No VIP? No Problem: Pacemaker-Based SAP HANA High Availability Using a Load Balancer Health Check

Many cloud platforms do not support floating virtual IPs, which breaks the standard RHEL Pacemaker setup for SAP HANA HA. Use a network load balancer.

Vidyasagar (Sarath Chandra) Machupalli FBCS

CORE ·

Connor Terech

Jun. 25, 26 · Tutorial

Likes (1)

Comment

Save

92 Views

High availability is a non-negotiable requirement for mission-critical SAP HANA deployments. When a primary database node goes down without an automated failover in place, the business impact is immediate. RHEL Pacemaker has long been the standard cluster manager for SAP HANA High Availability(HA) on Linux; it detects failures, fences misbehaving nodes, promotes secondaries, and orchestrates the full recovery sequence without manual intervention.

The standard Pacemaker playbook for SAP HANA HA, as documented in the official documentation, relies on a virtual IP address (VIP) as the single stable network endpoint for all database traffic. Pacemaker keeps that VIP tied to whichever node is currently the active primary. When a failover happens, the VIP moves. Applications reconnect to the same address and reach the new primary without configuration changes.

The problem is that this approach breaks down on many cloud platforms. Hyperscalers and private cloud environments frequently do not support traditional floating VIPs in the way bare-metal or on-premises networking does. The official RHEL Pacemaker documentation covers the VIP setup in detail and stops there. When VIPs are not available, practitioners are left to work out an alternative on their own.

This article defines a production-ready alternative for exactly this scenario. The approach replaces the floating VIP with a network load balancer (NLB) and uses a Pacemaker-managed health check listener to tell the load balancer which node is the active primary at any given time. This article explains the problem, positions it against existing cloud provider approaches, and walks through the implementation step by step.

How Cloud Providers Address This

The challenge of replacing a floating VIP with a load balancer while still routing traffic exclusively to the active HANA primary is not new. There is published guidance on how to approach, and the core pattern is consistent across all of them.

One such approach is to use an internal passthrough Network Load Balancer alongside a socat-based health check listener managed as a Pacemaker resource. The listener opens on a dedicated port in the private range (49152–65535), and the NLB probes that port to determine which backend is the primary. The approach uses the Open Cluster Framework(OCF) 'anything' resource agent to manage the socat process inside Pacemaker.

The second approach is to use an Internal Load Balancer with a health probe on port 625XX (where XX is the HANA instance number). A listener on each HANA node responds to the probe, but only the primary has the listener active. In some configurations, HAProxy is used rather than socat as the listener.

The implementation discussed in this article adds to this landscape a clean approach using a native systemd service registered directly as a Pacemaker resource instead of the OCF 'anything' agent or HAProxy, and it targets RHEL specifically.
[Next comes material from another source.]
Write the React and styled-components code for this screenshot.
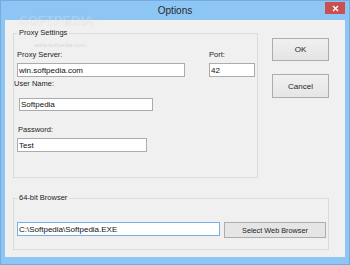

The systemd approach keeps the setup self-contained, auditable, and consistent with how most RHEL administrators already manage services. It works on any cloud provider or private cloud environment that supports network load balancers.

Architecture Overview

The diagram below shows the two-node SAP HANA cluster, the network load balancer, and how the health check listener connects them. The NLB's backend pool includes both HANA nodes on the standard HANA port (3XX15), but the health probe targets a separate port, 62500, that only the active primary exposes.

Overall cluster architecture

The NLB sees both nodes as members of its backend pool. Because only the primary node has anything listening on port 62500, the NLB marks the secondary as unhealthy for routing purposes and sends all traffic to the primary. When Pacemaker promotes the secondary during a failover, it starts the listener on the new primary as part of the same orchestration sequence. The NLB detects the change on its next health check cycle and shifts all traffic accordingly.

Failover Sequence

The diagram below shows the sequence of events from the moment the primary node fails to the moment applications reconnect through the load balancer.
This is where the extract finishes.